Like instructions are given about feeding the younger animals and the fowls and the little pigs. But she must not forget the children of the house at the same time:
“When you have fed the animals and cleaned the stables come back quickly, quickly as a snow-storm. For in the chamber the little child has awakened and has begun to cry in his cradle. He cannot speak, poor little one; he cannot tell you, if he be hungry or if he be cold, or if anything extraordinary has happened to him, before someone that he knows has come to care for him, before he hears the voice of his own mother.”
After enumerating and inculcating in the same manner all the duties of the day, the conduct to be observed toward every member of the family—father-in-law, mother-in-law, sister, and brother-in-law, and the children of them—we find a very minute code of conduct set forth in regard to neighbours and acquaintances. The young wife is especially warned against gossip, against listening to any stories about what happens in other people’s houses, and against telling anybody what goes on within her own. One piece of advice is memorable. If the young wife is asked whether she is well fed, she should reply always that she has the best of everything which a house can afford, this even if she should have been left without any proper nourishment for several days. Evidently the condition of submission to which Finnish women were reduced by custom was something much less merciful than has ever been known in Eastern countries. Only a very generous nature could bear such discipline; and we have many glimpses in the poem of charming natures of this kind.
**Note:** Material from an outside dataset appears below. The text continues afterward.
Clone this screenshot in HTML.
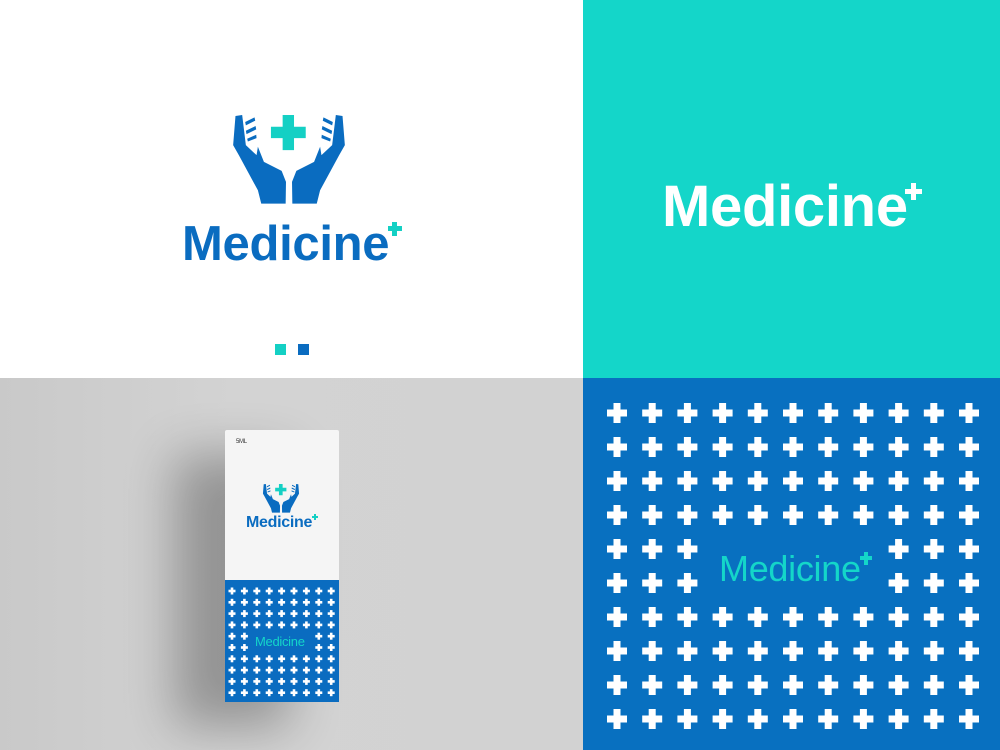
<!DOCTYPE html>
<html><head><meta charset="utf-8"><style>
*{margin:0;padding:0;box-sizing:border-box}
body{width:1000px;height:750px;position:relative;overflow:hidden;font-family:"Liberation Sans",sans-serif}
.abs{position:absolute}
.t{white-space:nowrap;line-height:1;letter-spacing:-0.3px}
</style></head><body>
<svg width="0" height="0" style="position:absolute">
<defs>
<symbol id="hands" viewBox="170 30 370 290">
<g fill="#0a6cc0">
<path d="M195,48 L215,45 L226,135 L258,165 L262,140 L280,185 L333,212 L346,245 L345,310 L272,310 L262,270 L205,165 L188,135 Z"/>
<path transform="translate(710,0) scale(-1,1)" d="M195,48 L215,45 L226,135 L258,165 L262,140 L280,185 L333,212 L346,245 L345,310 L272,310 L262,270 L205,165 L188,135 Z"/>
<path d="M224,66 L252,52 L254,62 L226,76Z M226,92 L255,78 L257,88 L228,102Z M230,116 L257,104 L258,114 L232,124Z"/>
<path transform="translate(710,0) scale(-1,1)" d="M224,66 L252,52 L254,62 L226,76Z M226,92 L255,78 L257,88 L228,102Z M230,116 L257,104 L258,114 L232,124Z"/>
</g>
<path fill="#14d0c4" d="M336,45 h34 v35 h35 v34 h-35 v36 h-34 v-36 h-35 v-34 h35 Z"/>
</symbol>
</defs></svg>

<div class="abs" style="left:0;top:0;width:583px;height:378px;background:#fff"></div>
<svg class="abs" style="left:227px;top:110px" width="124" height="97"><use href="#hands"/></svg>
<div class="abs t" style="left:182px;top:220px;font-size:49px;font-weight:bold;color:#0a6cc0">Medicine</div>
<div class="abs" style="left:392px;top:222px;width:5px;height:14px;background:#14d0c4"></div>
<div class="abs" style="left:388px;top:226px;width:14px;height:5px;background:#14d0c4"></div>
<div class="abs" style="left:275px;top:344px;width:11px;height:11px;background:#14d0c4"></div>
<div class="abs" style="left:298px;top:344px;width:11px;height:11px;background:#0a6cc0"></div>

<div class="abs" style="left:583px;top:0;width:417px;height:378px;background:#14d6c9"></div>
<div class="abs t" style="left:662px;top:178px;font-size:58px;font-weight:bold;color:#fff">Medicine</div>
<div class="abs" style="left:911px;top:183px;width:5px;height:17px;background:#fff"></div>
<div class="abs" style="left:905px;top:189px;width:17px;height:5px;background:#fff"></div>

<div class="abs" style="left:0;top:378px;width:583px;height:372px;background:linear-gradient(90deg,#c9c9c9,#d3d3d3 40%,#d2d2d2)"></div>
<div class="abs" style="left:225px;top:430px;width:114px;height:272px;background:#f5f5f5;border-radius:2px;box-shadow:-50px 25px 50px rgba(0,0,0,0.3)"></div>
<div class="abs" style="left:225px;top:580px;width:114px;height:122px;background:#0a6cc0"></div>
<div class="abs t" style="left:236px;top:439px;font-size:6px;color:#333">5ML</div>
<svg class="abs" style="left:261px;top:482px" width="40" height="32"><use href="#hands"/></svg>
<div class="abs t" style="left:246px;top:515px;font-size:16px;font-weight:bold;color:#0a6cc0">Medicine</div>
<div class="abs" style="left:314px;top:514px;width:2px;height:6px;background:#14d0c4"></div>
<div class="abs" style="left:312px;top:516px;width:6px;height:2px;background:#14d0c4"></div>
<div class="abs t" style="left:255px;top:635px;font-size:13px;color:#14d6c9">Medicine</div>
<svg class="abs" style="left:225px;top:580px" width="114" height="122" id="boxp"></svg>

<div class="abs" style="left:583px;top:378px;width:417px;height:372px;background:#0870c0"></div>
<svg class="abs" style="left:583px;top:378px" width="417" height="372" id="bigp"></svg>
<div class="abs t" style="left:719px;top:551px;font-size:36px;color:#14d6c9">Medicine</div>
<div class="abs" style="left:864px;top:552px;width:4px;height:13px;background:#14d6c9"></div>
<div class="abs" style="left:860px;top:556px;width:12px;height:4px;background:#14d6c9"></div>

<script>
function crosses(id,ox,oy,cols,rows,dx,dy,s,t,skip){
 var svg=document.getElementById(id),h='';
 for(var r=0;r<rows;r++)for(var c=0;c<cols;c++){
  if(skip(r,c))continue;
  var x=ox+c*dx,y=oy+r*dy;
  h+='<rect x="'+(x-s/2)+'" y="'+(y-t/2)+'" width="'+s+'" height="'+t+'" fill="#fff"/>';
  h+='<rect x="'+(x-t/2)+'" y="'+(y-s/2)+'" width="'+t+'" height="'+s+'" fill="#fff"/>';
 }
 svg.innerHTML=h;
}
crosses('bigp',34,35,11,10,35.2,34,20,7,function(r,c){return (r==4||r==5)&&c>=3&&c<=7});
crosses('boxp',7,11,9,10,12.4,11.3,7,2.6,function(r,c){return (r==4||r==5)&&c>=2&&c<=6});
</script>
</body></html>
You have seen that merely as a collection of wonderful stories the Kalevala is of extraordinary interest, that it is also of interest as describing the social ethics of a little known people—finally that it is of interest, of very remarkable interest, merely as natural poetry—poetry treating of wild nature, especially rivers and forests and mountains, of the life of the fisher and hunter and wood-cutter. Indeed, so far as this kind of poetry is concerned, the “Kalevala” stands alone among the older productions of European poetry. You do not find this love of nature in Scandinavian poetry, nor in Anglo-Saxon poetry, nor in old German poetry, much less in the earlier form of French, Italian, or Spanish poetry. The old Northern poetry comes nearest to it; for in Anglo-Saxon composition we can find at least wonderful descriptions of the sea, of stones, of the hard life of sailors. But the dominant tone in Northern poetry is war; it is in descriptions of battle, or in accounts of the death of heroes, that the ancient English or ancient Scandinavian poets excelled In Finnish poetry, on the other hand, there is little or nothing about war. These peaceful people never had any warlike history; their life was agricultural for the most part, with little or no violence except such as the excitement of hunting and fishing could produce. Therefore they had plenty of time to think about nature, to love nature and to describe it as no other people of the same period described it. Striking comparisons have been made between the Anglo-Saxon Runes, or charm songs, and Finnish songs of the same kind, which fully illustrate this difference. Like the Finns, the early English had magical songs to the gods of nature—songs for the healing of wounds and the banishing of sickness. But these are very commonplace. Not one of them can compare as poetry with the verses of the Finnish on the same subject. Here are examples in evidence. The first is a prayer said when offering food to the Spirit of the forest, that he might aid the hunter in his hunting.
“Look, O Kuntar, a fat cake, a cake with honey, that I may propitiate the forest, that I may propitiate the forest, that I may entice the thick forest for the day of my hunting, when I go in search of prey. Accept my salt, O wood, accept my porridge, O Tapio, dear king of the wood with the hat of leaves, with the beard of moss.”